Why is this? There's something about intentional humor that just doesn't work. When we look back on our lives, most of the things that made us laugh the hardest often caught us at unsuspecting times and in situations where we weren't expecting to crack up. Humor requires spontaneity. As soon as something is announced to be "funny," it loses its potential to be hilarious. It can be mildly funny, but it can't be hilarious. It's like having an obnoxious friend who complains that you never laugh at his jokes. You can't genuinely find your friend funny because he's trying to convince you he is.

Therein exists the problem with Super Bowl ads. Every February, millions of Americans are told that companies will be rolling out all the most entertaining commercials of the year. We all wait eagerly. We all expect to burn as many calories laughing as we would running a mile. The truth is, we don't. We remember a couple of humorous ads, maybe, but that's it.

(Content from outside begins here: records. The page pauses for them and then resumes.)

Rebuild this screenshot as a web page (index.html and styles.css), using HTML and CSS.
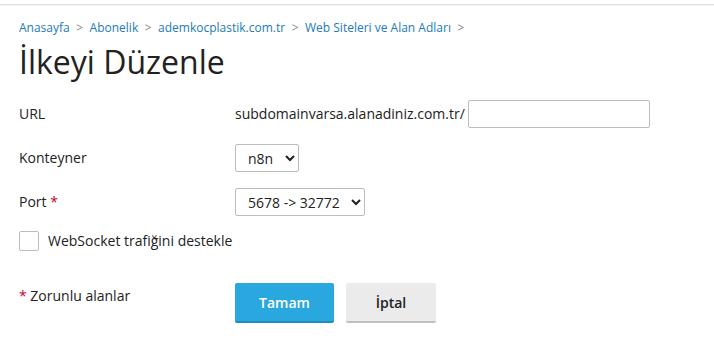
FILE: index.html
```html
<!DOCTYPE html>
<html lang="tr">
<head>
  <meta charset="utf-8">
  <title>İlkeyi Düzenle</title>
  <link rel="stylesheet" href="styles.css">
</head>
<body>
  <div class="top-shadow"></div>

  <div class="page">
    <nav class="breadcrumbs">
      <a href="#">Anasayfa</a><span class="sep">&gt;</span><a href="#">Abonelik</a><span class="sep">&gt;</span><a href="#">ademkocplastik.com.tr</a><span class="sep">&gt;</span><a href="#">Web Siteleri ve Alan Adları</a><span class="sep">&gt;</span>
    </nav>

    <h1>İlkeyi Düzenle</h1>

    <form class="form" onsubmit="return false">
      <div class="row">
        <label class="label">URL</label>
        <div class="field">
          <span class="prefix">subdomainvarsa.alanadiniz.com.tr/</span>
          <input type="text" class="text-input">
        </div>
      </div>

      <div class="row">
        <label class="label">Konteyner</label>
        <div class="field">
          <select class="select select-small">
            <option>n8n</option>
          </select>
        </div>
      </div>

      <div class="row">
        <label class="label">Port <span class="req">*</span></label>
        <div class="field">
          <select class="select select-port">
            <option>5678 -&gt; 32772</option>
          </select>
        </div>
      </div>

      <div class="check-row">
        <span class="checkbox"></span>
        <span>WebSocket trafiğini destekle</span>
      </div>

      <div class="row actions">
        <div class="label"><span class="req">*</span> Zorunlu alanlar</div>
        <div class="field buttons">
          <button class="btn btn-primary">Tamam</button>
          <button class="btn btn-cancel">İptal</button>
        </div>
      </div>
    </form>
  </div>
</body>
</html>
```

FILE: styles.css
```css
body {
  margin: 0;
  background: #fff;
  color: #222;
  font-family: "Open Sans", "Liberation Sans", sans-serif;
  font-size: 14px;
}

.top-shadow {
  height: 4px;
  border-bottom: 1px solid #e2e2e2;
  box-shadow: 0 1px 1px rgba(0,0,0,0.05);
}

.page {
  padding: 14px 19px 0;
}

.breadcrumbs {
  font-size: 12px;
  line-height: 18px;
  height: 18px;
}

.breadcrumbs a {
  color: #1c7bb6;
  text-decoration: none;
}

.breadcrumbs .sep {
  color: #888;
  margin: 0 6.5px;
}

h1 {
  margin: 4px 0 17px;
  font-size: 32px;
  font-weight: 400;
  line-height: 42px;
  color: #222;
}

.row {
  display: grid;
  grid-template-columns: 216px 1fr;
  align-items: center;
  min-height: 28px;
  margin-bottom: 16px;
}

.label {
  line-height: 20px;
}

.req {
  color: #c6002b;
}

.field {
  display: flex;
  align-items: center;
  gap: 3px;
}

.prefix {
  line-height: 20px;
}

.text-input {
  width: 182px;
  height: 28px;
  box-sizing: border-box;
  border: 1px solid #bcbcbc;
  border-radius: 2px;
  padding: 0 6px;
  font: inherit;
}

.select {
  height: 28px;
  box-sizing: border-box;
  border: 1px solid #bcbcbc;
  border-radius: 2px;
  background: #fff;
  font: inherit;
  color: #222;
  padding: 0 4px 0 8px;
}

.select-small {
  width: 64px;
}

.select-port {
  width: 130px;
}

.check-row {
  display: flex;
  align-items: center;
  gap: 9px;
  margin-top: -1px;
  line-height: 20px;
}

.checkbox {
  width: 18px;
  height: 18px;
  border: 1px solid #bcbcbc;
  border-radius: 2px;
  background: #fff;
}

.actions {
  margin-top: 32px;
  align-items: start;
}

.actions .label {
  margin-top: 3px;
}

.buttons {
  gap: 12px;
}

.btn {
  height: 40px;
  box-sizing: border-box;
  border: none;
  border-radius: 2px;
  font: inherit;
  font-weight: 600;
  cursor: pointer;
}

.btn-primary {
  width: 99px;
  background: #29a8df;
  border-bottom: 2px solid #1e8cbc;
  color: #fff;
}

.btn-cancel {
  width: 90px;
  background: #ebebeb;
  border-bottom: 2px solid #c0c0c0;
  color: #222;
}
```
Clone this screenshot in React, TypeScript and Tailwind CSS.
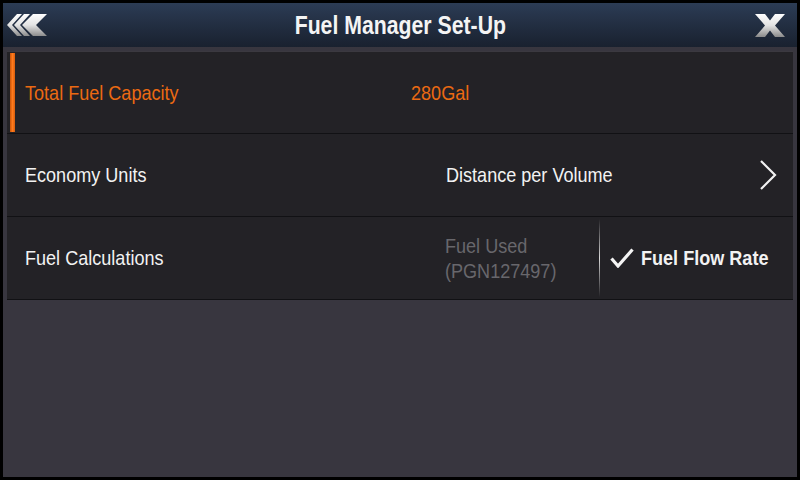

The funniest commercials usually rely on a simple punchline and nothing more. We all, for instance, enjoy a good E-trade commercial where a baby is lecturing in an adult's voice on how we should invest more in stock or a Doritos one where a kid resurrects his grandfather by pouring Doritos crumbs in his ashes. We don't, however, enjoy many Super Bowl commercials because they violate the rules of this formula, trying so hard in so little time to jam so many comical sequences in our heads that we don't have time or energy to psychologically process all of it. The result is a commercial that could have been funny but felt overblown and pretentious, like it was trying make us laugh. We're supposed to laugh, so we don't.

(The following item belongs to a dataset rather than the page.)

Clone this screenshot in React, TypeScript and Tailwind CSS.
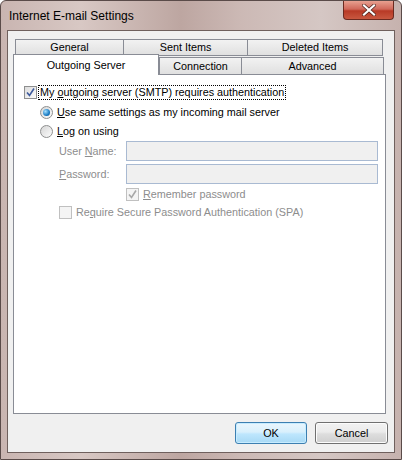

Another inherent problem with Super Bowl commercials may be the very idea of having all the year's best commercials run one right after another on the same night. If there does happen to be a hilarious ad, most of us don't have time to laugh, since we're so intent on watching the next one. Humor is most effective when savored, but Super Bowl Sunday forces us to take it in gulps. We don't like to take it in gulps.

Advertisers these days spend millions just to have a clip in there, which seems like a lot of excess money when you consider that most of these commercials aren't any better than most normal ones. Perhaps they should stop trying so hard.